At this point, the plan was already substantially consummated and practically could not be unwound. Hargreaves argued, however, that the Third Circuit could grant him a full individual recovery while leaving the plan in place, and while all other members of Class A6 received no additional recoveries because they did not exercise their rights to object to the plan or appeal entry of the confirmation order. The Reorganized Debtors argued that individualized relief would be contrary to the Bankruptcy Code and that Hargreaves could not obtain any relief because his appeal was equitably moot.
In its majority opinion, the Third Circuit affirmed the District Court’s decision. The Third Circuit restated the basic elements of Equitable Mootness analysis: (1) whether the confirmed plan has been substantially consummated, and (2) if granting the relief requested in the appeal would “fatally scramble the plan” or significantly harm those who relied on the plan.
The Court recognized that the plan had been substantially consummated, and noted that both parties agreed that granting relief for Hargreaves would fatally scramble the plan unless Hargreaves could receive an enhanced individual recovery. The Court’s analysis therefore focused on whether such individual recovery was permissible under the Bankruptcy Code.
The Court first dismissed as irrelevant Hargreaves’ argument that the relatively “small” sum of his individual recovery justified relief. In doing so, the Court noted that the key question is whether the Bankruptcy Code permits any enhanced payments, regardless of their amount, to an appellant.
Turning to that question, the Court held that Hargreaves’ individual recovery at a rate higher than recoveries of other creditors in Class A6 was not permitted by the Bankruptcy Code. In particular, the Court found that enhanced recoveries for an appellant (a) would violate Bankruptcy Code § 1123(a)(4)’s restriction on preferential treatment of members within a class and (b) is inconsistent with Bankruptcy Code § 1129(b)(1)’s prohibition on unfair discrimination between classes under a plan. As noted by the Court, a creditor’s objection under § 1129(b)(1) to treatment of other classes’ claims under a plan is inherently an objection that would benefit and apply to all other creditors in the same plan class as the objecting creditor because § 1129(b)(1) only relates to treatment between entire classes of creditors. The Court further noted that Hargreaves could not have requested individualized relief at the confirmation hearing due to § 1123(a)(4)’s prohibition on disparate treatment of members within the same plan class, and that allowing Hargreaves on appeal to seek different relief would encourage parties to take inconsistent positions in the bankruptcy court and later on appeal.2
Judge Krause concurred with the denial of the appeal, but on different grounds. In her concurring opinion, Judge Krause rejected the application of the Equitable Mootness doctrine to the case, calling it an “ill-advised expansion” of a doctrine that, if used at all, should be used narrowly. She instead held that the Debtors would win the appeal even if the Court rejected Equitable Mootness arguments to instead analyze other substantive legal questions posed by the appeal.

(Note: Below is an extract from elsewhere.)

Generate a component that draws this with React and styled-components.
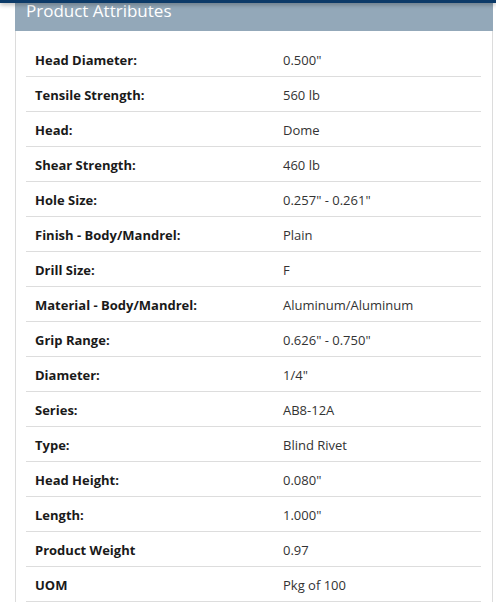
import styled, { createGlobalStyle } from "styled-components";

const attributes = [
  ["Head Diameter:", "0.500\""],
  ["Tensile Strength:", "560 lb"],
  ["Head:", "Dome"],
  ["Shear Strength:", "460 lb"],
  ["Hole Size:", "0.257\" - 0.261\""],
  ["Finish - Body/Mandrel:", "Plain"],
  ["Drill Size:", "F"],
  ["Material - Body/Mandrel:", "Aluminum/Aluminum"],
  ["Grip Range:", "0.626\" - 0.750\""],
  ["Diameter:", "1/4\""],
  ["Series:", "AB8-12A"],
  ["Type:", "Blind Rivet"],
  ["Head Height:", "0.080\""],
  ["Length:", "1.000\""],
  ["Product Weight", "0.97"],
  ["UOM", "Pkg of 100"],
];

function App() {
  return (
    <>
      <GlobalStyle />
      <TopBar />
      <Panel>
        <PanelHeader>
          <PanelTitle>Product Attributes</PanelTitle>
        </PanelHeader>
        <PanelBody>
          <AttrTable>
            {attributes.map(([label, value]) => (
              <AttrRow key={label}>
                <AttrLabel>{label}</AttrLabel>
                <AttrValue>{value}</AttrValue>
              </AttrRow>
            ))}
          </AttrTable>
        </PanelBody>
      </Panel>
    </>
  );
}

const GlobalStyle = createGlobalStyle`
  body {
    margin: 0;
    background: #fff;
    font-family: "Open Sans", "Liberation Sans", sans-serif;
  }
`;

const TopBar = styled.div`
  position: relative;
  z-index: 2;
  height: 3px;
  background: #0c3a68;
  box-shadow: 0 1px 5px rgba(0, 0, 0, 0.45);
`;

const Panel = styled.section`
  margin-left: 15px;
  width: 478px;
`;

const PanelHeader = styled.div`
  height: 28px;
  overflow: hidden;
  background: #93a8b9;
  padding-left: 11px;
`;

const PanelTitle = styled.h2`
  margin: -2px 0 0;
  font-size: 17px;
  line-height: 20px;
  font-weight: 400;
  color: #fff;
`;

const PanelBody = styled.div`
  border-left: 1px solid #dcdcdc;
  border-right: 1px solid #dcdcdc;
  padding: 11px 11px 0 10px;
  background: #fff;
`;

const AttrTable = styled.div`
  display: flex;
  flex-direction: column;
`;

const AttrRow = styled.div`
  display: grid;
  grid-template-columns: 257px 1fr;
  align-items: center;
  box-sizing: content-box;
  height: 33px;
  padding-top: 1px;
  border-bottom: 1px solid #dddddd;
  font-size: 13px;
`;

const AttrLabel = styled.div`
  padding-left: 9px;
  font-weight: 700;
  color: #1a1a1a;
`;

const AttrValue = styled.div`
  color: #333;
`;

export default App;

In so holding, Judge Krause questioned the majority’s conclusion that the Bankruptcy Code prohibits individualized plan treatment for an appellant creditor. While Judge Krause agreed with the majority’s holding that the Bankruptcy Code does not generally permit disparate treatment of creditors within a plan class, she contended that the majority did not sufficiently analyze Hargreaves’ contention that disparate treatment is permissible in an appeal because non-appealing class members effectively agreed to potentially disparate recoveries when they chose not to object to, or appeal the confirmation of, the plan.

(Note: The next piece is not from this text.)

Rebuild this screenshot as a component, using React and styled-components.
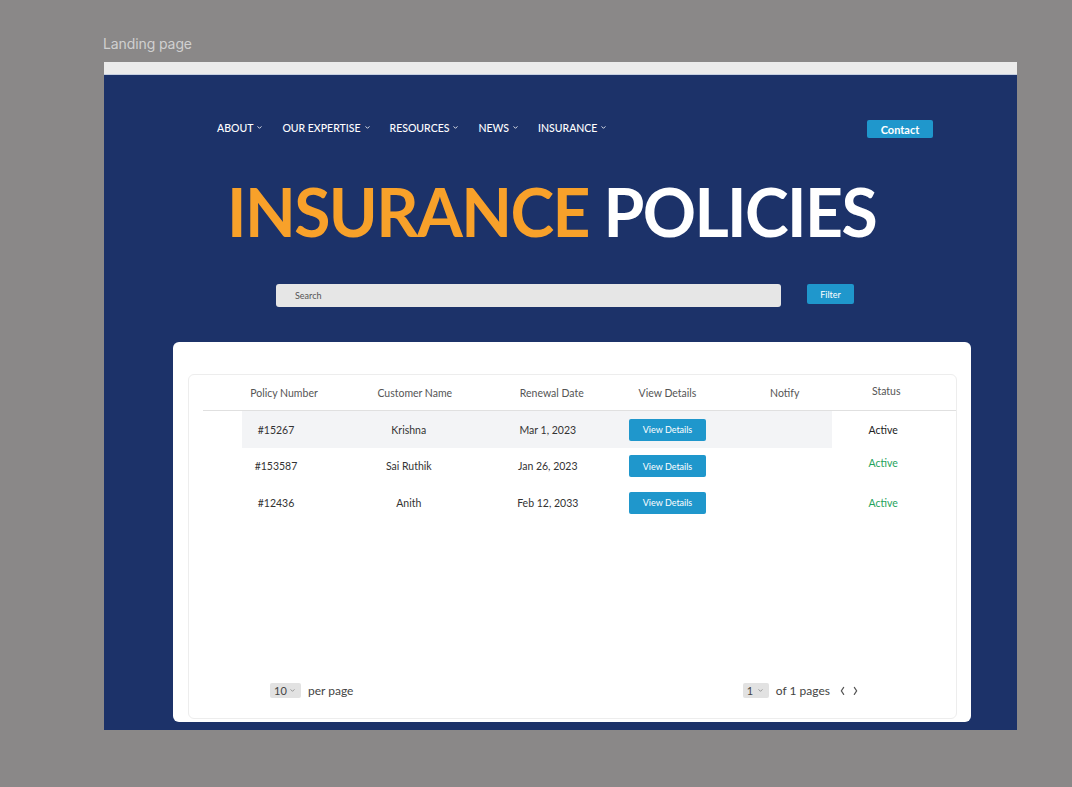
import React from 'react';
import styled, { createGlobalStyle } from 'styled-components';

const GlobalStyle = createGlobalStyle`
    body {
        margin: 0;
        background: #8a8888;
        font-family: Lato, "Noto Sans", sans-serif;
    }
`

const Page = styled.div`
    height: 787px;
    padding: 34px 0 0 103px;
    box-sizing: border-box;
`
const Label = styled.div`
    color: #d0d0d0;
    font-family: Inter, "Noto Sans", sans-serif;
    font-size: 14px;
    line-height: 20px;
    letter-spacing: -0.1px;
`
const Frame = styled.div`
    width: 913px;
    margin: 8px 0 0 1px;
`
const TopStrip = styled.div`
    height: 12px;
    background: #ebebeb;
    border-bottom: 1px solid #c6cfe0;
`
const Hero = styled.div`
    background: #1c3269;
    padding: 45px 0 8px;
`
const Nav = styled.nav`
    display: flex;
    justify-content: space-between;
    align-items: center;
    padding: 0 84px 0 113px;
`
const NavList = styled.ul`
    display: flex;
    gap: 20px;
    list-style: none;
    margin: -3px 0 0;
    padding: 0;
`
const NavItem = styled.li`
    display: flex;
    align-items: center;
    gap: 4px;
    color: #fff;
    font-size: 10.5px;
    font-weight: 500;
`
const Contact = styled.button`
    width: 66px;
    height: 18px;
    border: none;
    border-radius: 2px;
    background: #1f97cc;
    color: #fff;
    font-family: Lato, sans-serif;
    font-size: 11px;
    font-weight: 700;
    padding: 0;
`
const Title = styled.h1`
    margin: 41px 0 0;
    padding-left: 123px;
    font-size: 66px;
    line-height: 66px;
    font-weight: 700;
    letter-spacing: -1.6px;
    color: #fff;
    white-space: nowrap;
`
const Accent = styled.span`
    color: #f8a12a;
`
const SearchRow = styled.div`
    display: flex;
    align-items: flex-start;
    gap: 26px;
    margin-top: 39px;
    padding-left: 172px;
`
const SearchBox = styled.div`
    width: 505px;
    height: 23px;
    box-sizing: border-box;
    border-radius: 3px;
    background: #e6e6e6;
    display: flex;
    align-items: center;
    padding-left: 19px;
    color: #555;
    font-size: 9px;
`
const SmallButton = styled.button`
    width: ${p => p.$w || 47}px;
    height: ${p => p.$h || 20}px;
    border: none;
    border-radius: 2px;
    background: #1f97cc;
    color: #fff;
    font-family: "Liberation Sans Narrow", Lato, sans-serif;
    font-size: 9px;
    padding: 0;
`
const Card = styled.div`
    width: 798px;
    height: 380px;
    margin: 35px 0 0 69px;
    box-sizing: border-box;
    background: #fff;
    border-radius: 6px;
    padding: 32px 15px 3px;
    display: flex;
`
const TableBox = styled.div`
    flex: 1;
    border: 1px solid #ededed;
    border-radius: 6px;
    display: flex;
    flex-direction: column;
`
const Table = styled.div`
    margin-left: 14px;
`
const Row = styled.div`
    display: grid;
    grid-template-columns: 130px 133.5px 126.5px 117px 109.5px 101.5px;
    padding: 0 19px 0 16px;
    height: ${p => p.$h}px;
    align-items: center;
    border-bottom: ${p => p.$head ? '1px solid #e0e0e0' : 'none'};
    background: ${p => p.$hl
        ? 'linear-gradient(to right, transparent 39px, #f3f4f6 39px, #f3f4f6 629px, transparent 629px)'
        : 'none'};
`
const Cell = styled.div`
    justify-self: center;
    font-size: 10.5px;
    color: ${p => p.$color || (p.$head ? '#555' : '#333')};
    white-space: nowrap;
    transform: translate(${p => p.$dx || 0}px, ${p => p.$dy || 0}px);
`
const Footer = styled.div`
    margin-top: auto;
    display: flex;
    justify-content: space-between;
    align-items: center;
    padding: 0 97px 20px 81px;
`
const PageGroup = styled.div`
    display: flex;
    align-items: center;
    gap: 7px;
    color: #444;
    font-size: 12px;
`
const Select = styled.div`
    width: ${p => p.$w}px;
    height: 15px;
    box-sizing: border-box;
    background: #e2e2e2;
    border-radius: 2px;
    display: flex;
    align-items: center;
    justify-content: space-between;
    padding: 0 6px 0 4px;
    font-size: 11px;
    color: #444;
`
const Arrows = styled.div`
    display: flex;
    gap: 6px;
    margin-left: 2px;
`

const Chevron = ({ size = 5, color = '#fff', dir = 'down' }) => {
    const d = {
        down: 'M1 2 L3 4 L5 2',
        left: 'M4 1 L2 4 L4 7',
        right: 'M2 1 L4 4 L2 7',
    }[dir];
    const vb = dir === 'down' ? '0 0 6 6' : '0 0 6 8';
    return (
        <svg width={size} height={dir === 'down' ? size : size * 1.4} viewBox={vb} fill="none">
            <path d={d} stroke={color} strokeWidth="1" strokeLinecap="round" strokeLinejoin="round" />
        </svg>
    );
};

const navItems = ['ABOUT', 'OUR EXPERTISE', 'RESOURCES', 'NEWS', 'INSURANCE'];
const headers = [
    { t: 'Policy Number', dx: 0 },
    { t: 'Customer Name', dx: -1 },
    { t: 'Renewal Date', dx: 6 },
    { t: 'View Details', dx: 0 },
    { t: 'Notify', dx: 4 },
    { t: 'Status', dx: 0, dy: -2 },
];
const policies = [
    { id: '#15267', name: 'Krishna', date: 'Mar 1, 2023', status: '#222', dy: 0, h: 37 },
    { id: '#153587', name: 'Sai Ruthik', date: 'Jan 26, 2023', status: '#1fa35c', dy: -3, h: 36 },
    { id: '#12436', name: 'Anith', date: 'Feb 12, 2033', status: '#1fa35c', dy: 0, h: 37 },
];

export default function App() {
    return (
        <Page>
            <GlobalStyle />
            <Label>Landing page</Label>
            <Frame>
                <TopStrip />
                <Hero>
                    <Nav>
                        <NavList>
                            {navItems.map(n => (
                                <NavItem key={n}>{n}<Chevron /></NavItem>
                            ))}
                        </NavList>
                        <Contact>Contact</Contact>
                    </Nav>
                    <Title><Accent>INSURANCE</Accent> POLICIES</Title>
                    <SearchRow>
                        <SearchBox>Search</SearchBox>
                        <SmallButton>Filter</SmallButton>
                    </SearchRow>
                    <Card>
                        <TableBox>
                            <Table>
                                <Row $head $h={35}>
                                    {headers.map(h => (
                                        <Cell key={h.t} $head $dx={h.dx} $dy={h.dy}>{h.t}</Cell>
                                    ))}
                                </Row>
                                {policies.map((p, i) => (
                                    <Row key={p.id} $h={p.h} $hl={i === 0}>
                                        <Cell $dx={-8}>{p.id}</Cell>
                                        <Cell $dx={-7}>{p.name}</Cell>
                                        <Cell $dx={2}>{p.date}</Cell>
                                        <Cell><SmallButton $w={77} $h={22}>View Details</SmallButton></Cell>
                                        <Cell />
                                        <Cell $color={p.status} $dy={p.dy} $dx={-3}>Active</Cell>
                                    </Row>
                                ))}
                            </Table>
                            <Footer>
                                <PageGroup>
                                    <Select $w={31}>10<Chevron color="#888" /></Select>
                                    per page
                                </PageGroup>
                                <PageGroup>
                                    <Select $w={26}>1<Chevron color="#888" /></Select>
                                    of 1 pages
                                    <Arrows>
                                        <Chevron dir="left" size={7} color="#555" />
                                        <Chevron dir="right" size={7} color="#555" />
                                    </Arrows>
                                </PageGroup>
                            </Footer>
                        </TableBox>
                    </Card>
                </Hero>
            </Frame>
        </Page>
    );
}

Judge Krause further noted that the majority’s denial of the appeal on Equitable Mootness grounds precluded the Court from considering other substantive arguments—such as whether senior creditors may gift recoveries to a subset of junior claims with the same priority as other junior claims, whether unfair discrimination objections should focus on the process or the outcome of a plan, and what are the limits on separately classifying similarly ranked claims—and developing bankruptcy jurisprudence accordingly in derogation of the Court’s duty to promote its development.
Finally, in a footnote, Judge Krause criticized the lower courts’ refusal to stay implementation of the Debtors’ plan pending appeal and asserted that predicating appellate review on a lower court’s willingness to issue a stay pending appeal raises “serious constitutional and practical concerns.”
This was not the first time that Judge Krause took issue with the existence and application of the Equitable Mootness doctrine. In 2015, Judge Krause drafted the concurrence in In re One2One Communications, LLC, in which she argued the time had come to reconsider whether Equitable Mootness should exist at all or should be substantially reformed.
However, Judge Krause’s concurrence in Nuverra highlights the difficulty plan objectors face when appealing plan confirmation. As a litigant before the bankruptcy court, Hargreaves appears to have done everything he needed to do procedurally by filing his objection, appeal, and motion for stay in a timely manner. By the District Court’s denial of his motion for stay, the Reorganized Debtors’ plan was permitted to move forward to substantial consummation, and Hargreaves’ appeal was, for all intents and purposes, lost to Equitable Mootness at that moment.
Notwithstanding Judge Krause’s concerns, Equitable Mootness is still a healthy doctrine in the Third Circuit, as evidenced by the majority opinion. This appears consistent with recent decisions of other circuit courts, such as René Pinto-Lugo, et al. v. Financial Oversight and Management Board of Puerto Rico, et al., Case No. 19-1181 (1st Cir. Feb. 8, 2021) (dismissing appeal of plan of adjustment confirmation in Puerto Rico bankruptcy) and In re Windstream Holdings, Inc., Case No. 20-1275-bk (2d Cir. Feb. 18, 2021) (dismissing unsecured creditors’ appeal of order permitting payment of debtors’ critical vendors).